TLDR
- Eli Lilly is buying privately held Ajax Therapeutics for up to $2.3 billion in cash
- Ajax’s lead drug, AJ1-11095, targets myelofibrosis, a rare blood cancer
- The drug blocks JAK2, a protein that drives several blood cancers, in a novel way
- The deal includes upfront cash plus milestone-based payments
- This is part of Lilly’s broader oncology acquisition push, following deals with Scorpion, Orna, and Kelonia Therapeutics
Eli Lilly (LLY) announced Monday it will acquire privately held cancer drug developer Ajax Therapeutics for up to $2.3 billion in cash. The deal is aimed at bolstering Lilly’s oncology pipeline.
Eli Lilly agreed to buy closely held Ajax for as much as $2.3 billion in cash to gain promising experimental medicines for blood cancers https://t.co/Ytffetf5qn
— Bloomberg (@business) April 27, 2026
Ajax’s lead asset is AJ1-11095, an experimental once-daily oral drug currently in early-stage clinical trials. It targets myelofibrosis, a rare, chronic blood cancer where scar tissue accumulates in the bone marrow, interfering with normal blood cell production.

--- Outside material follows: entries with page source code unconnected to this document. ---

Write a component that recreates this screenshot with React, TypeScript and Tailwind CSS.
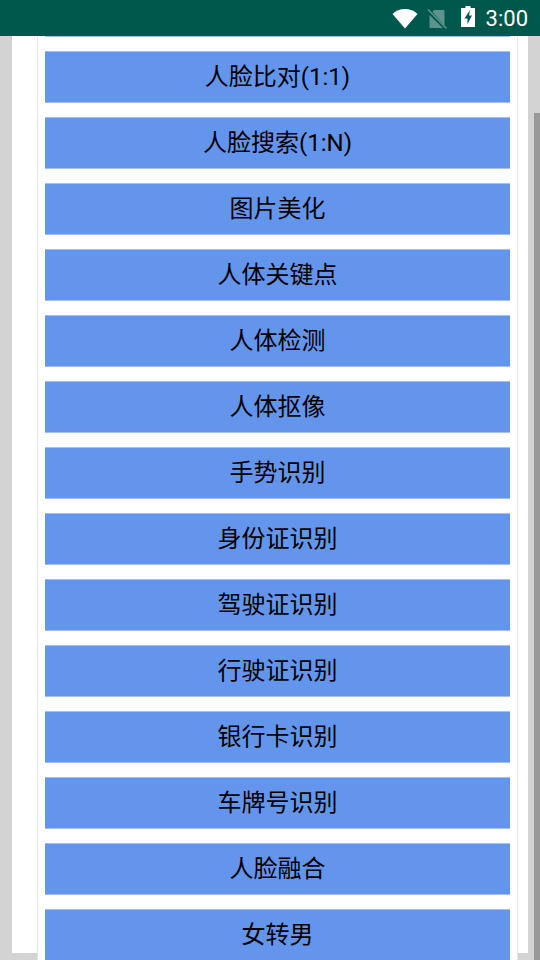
const items = [
  "人脸比对(1:1)",
  "人脸搜索(1:N)",
  "图片美化",
  "人体关键点",
  "人体检测",
  "人体抠像",
  "手势识别",
  "身份证识别",
  "驾驶证识别",
  "行驶证识别",
  "银行卡识别",
  "车牌号识别",
  "人脸融合",
  "女转男",
];

function StatusBar() {
  return (
    <div className="h-9 shrink-0 bg-[#00574b] flex items-center justify-end pr-[12px]">
      {/* wifi */}
      <svg width="26" height="21" viewBox="0 0 26 21" className="mt-[1px]">
        <path d="M0.500 6C4 2.800 8.200 1 13 1s9 1.800 12.500 5L13 20.500z" fill="#fff" />
      </svg>
      {/* no sim */}
      <svg width="20" height="20" viewBox="0 0 20 20" className="ml-[9px] mt-[1px]">
        <path d="M7 1h9.500a1 1 0 0 1 1 1v14.500L5.500 3z M2.500 6V18a1 1 0 0 0 1 1h12.500z" fill="#fff" fillOpacity="0.36" />
        <path d="M1 0.500L19.500 19.500" stroke="#fff" strokeOpacity="0.36" strokeWidth="1.500" />
      </svg>
      {/* battery charging */}
      <svg width="14" height="21" viewBox="0 0 14 21" className="ml-[14px] mb-[3px]">
        <path d="M4.500 0h5v2H14v19H0V2h4.500z" fill="#fff" />
        <path d="M9 4L3.500 12.500h3V18L11 9.500H8z" fill="#00574b" />
      </svg>
      <span className="ml-[11px] text-[22px] text-white font-['Roboto',sans-serif]">3:00</span>
    </div>
  );
}

export default function App() {
  return (
    <div className="relative h-[960px] w-[540px] overflow-hidden bg-[#d3d3d3] flex flex-col">
      <StatusBar />
      <div className="flex-1 min-h-0 px-3 pb-[7px]">
        <div className="h-full bg-white">
          <div className="h-[924px] ml-[25px] mr-[10px] border-x border-[#dde6f8] bg-white px-[7px] overflow-hidden">
            <div className="flex flex-col gap-[14px] -mt-[15px]">
              <div className="h-[16px] shrink-0 bg-[#6495ed] border-b border-[#a3bff4]" />
              {items.map((item) => (
                <button
                  key={item}
                  className="h-[52px] shrink-0 bg-[#6495ed] border-y border-[#a3bff4] text-[24px] text-black font-['Roboto','Noto_Sans_CJK_SC',sans-serif] flex items-center justify-center"
                >
                  {item}
                </button>
              ))}
            </div>
          </div>
        </div>
      </div>
      {/* scrollbar thumb */}
      <div className="absolute right-0 top-[113px] bottom-0 w-[6px] bg-[#999999]" />
    </div>
  );
}
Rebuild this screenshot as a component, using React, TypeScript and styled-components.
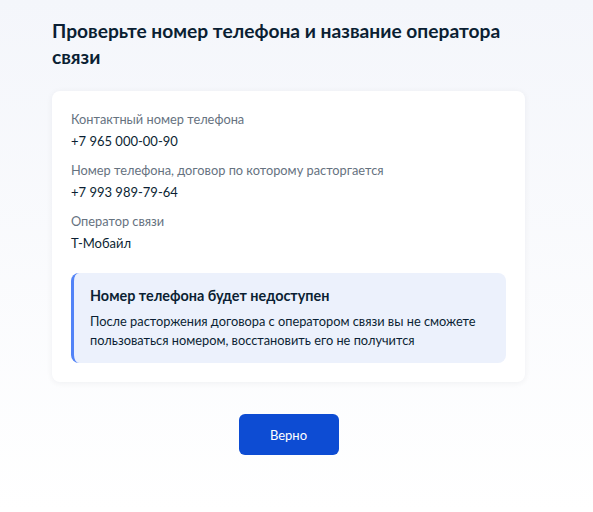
import React from 'react';
import styled, { createGlobalStyle } from 'styled-components';

const GlobalStyle = createGlobalStyle`
  html, body {
    margin: 0;
    padding: 0;
  }
  body {
    font-family: Lato, "Noto Sans", "Liberation Sans", sans-serif;
    color: #0b1f33;
    background: linear-gradient(180deg, #f4f6fb 0%, #ffffff 100%);
    min-height: 512px;
  }
`;

const Page = styled.div`
  width: 593px;
  min-height: 512px;
  box-sizing: border-box;
  padding: 18px 52px 0 52px;
  display: flex;
  flex-direction: column;
`;

const Title = styled.h1`
  margin: 0 0 21px 0;
  font-size: 19.2px;
  line-height: 26px;
  font-weight: 700;
  color: #0b1f33;
  width: 480px;
`;

const Card = styled.div`
  width: 473px;
  box-sizing: border-box;
  background: #ffffff;
  border-radius: 8px;
  box-shadow: 0 1px 6px rgba(11, 31, 51, 0.06);
  padding: 18px 19px 19px 19px;
`;

const Field = styled.div`
  display: flex;
  flex-direction: column;
  margin-bottom: 7px;
`;

const Label = styled.div`
  font-size: 12.8px;
  line-height: 20px;
  color: #66727f;
`;

const Value = styled.div`
  font-size: 13px;
  line-height: 24px;
  color: #0b1f33;
`;

const Alert = styled.div`
  margin-top: 18px;
  background: #ecf1fc;
  border-radius: 8px;
  border-left: 3px solid #5283f7;
  padding: 13px 16px 13px 16px;
`;

const AlertTitle = styled.div`
  font-size: 14.4px;
  line-height: 20px;
  font-weight: 700;
  color: #0b1f33;
  margin-bottom: 6px;
`;

const AlertText = styled.div`
  font-size: 12.8px;
  line-height: 19px;
  color: #0b1f33;
`;

const Actions = styled.div`
  width: 473px;
  display: flex;
  justify-content: center;
  margin-top: 32px;
`;

const Button = styled.button`
  width: 100px;
  height: 41px;
  border: none;
  border-radius: 6px;
  background: #0d4cd3;
  color: #ffffff;
  font-family: Lato, "Noto Sans", "Liberation Sans", sans-serif;
  font-size: 13px;
  cursor: pointer;
`;

const fields = [
  { label: 'Контактный номер телефона', value: '+7 965 000-00-90' },
  { label: 'Номер телефона, договор по которому расторгается', value: '+7 993 989-79-64' },
  { label: 'Оператор связи', value: 'Т-Мобайл' },
];

export default function App() {
  return (
    <>
      <GlobalStyle />
      <Page>
        <Title>Проверьте номер телефона и название оператора связи</Title>
        <Card>
          {fields.map((f) => (
            <Field key={f.label}>
              <Label>{f.label}</Label>
              <Value>{f.value}</Value>
            </Field>
          ))}
          <Alert>
            <AlertTitle>Номер телефона будет недоступен</AlertTitle>
            <AlertText>
              После расторжения договора с оператором связи вы не сможете пользоваться номером, восстановить его не получится
            </AlertText>
          </Alert>
        </Card>
        <Actions>
          <Button>Верно</Button>
        </Actions>
      </Page>
    </>
  );
}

The drug works by blocking JAK2, a signaling protein known to drive multiple blood cancers. What makes it different from existing JAK2 inhibitors is the mechanism — it attaches to JAK2 in a distinct way.
That matters because patients on current treatments can stop responding over time. Ajax’s approach is designed to work in those cases, potentially extending the drug’s usefulness beyond what’s already on the market.
Ajax is also developing the drug for polycythemia vera, a condition where the body produces too many red blood cells — another JAK2-driven disease.
The $2.3 billion figure is a ceiling, not a guaranteed sum. Lilly said the total includes an upfront payment and additional milestone payments tied to clinical and regulatory progress.
Lilly’s Oncology Spending Spree
This deal fits a clear pattern. Lilly has been on an active acquisition run in oncology, having already purchased Scorpion Therapeutics, Orna Therapeutics, and Kelonia Therapeutics in recent periods.
Each deal has added something different to the pipeline. Ajax adds a blood cancer angle with a drug that has a differentiated mechanism — exactly the kind of asset Lilly has been hunting.
Jacob Van Naarden, president of Lilly Oncology, said the company is looking to use its existing blood cancer expertise to “hopefully deliver another important new medicine to patients and hematologists.”
Scotiabank analyst Louise Chen called the deal a logical fit. She said it “builds on Lilly’s established capabilities in blood cancers and helps expand its future commercial products beyond obesity.”
That last part is worth noting. Lilly’s recent growth has been heavily tied to its GLP-1 obesity and diabetes drugs. The oncology push is a diversification play.
What’s Next for Ajax’s Drug
AJ1-11095 is still early. It’s in Phase 1 testing, meaning there’s a long road ahead before any potential approval.
Myelofibrosis is a disease with real unmet need. Current treatments help manage the condition but don’t work for everyone, and patients can develop resistance to JAK inhibitors already approved for the disease.
If AJ1-11095 performs in later trials, it could address that resistance gap. But that’s still years away from being known.
Lilly’s oncology team will now take the drug forward, bringing the company’s clinical development infrastructure to bear on the program.
The deal is expected to close following standard regulatory review processes. Financial terms beyond the $2.3 billion ceiling were not disclosed.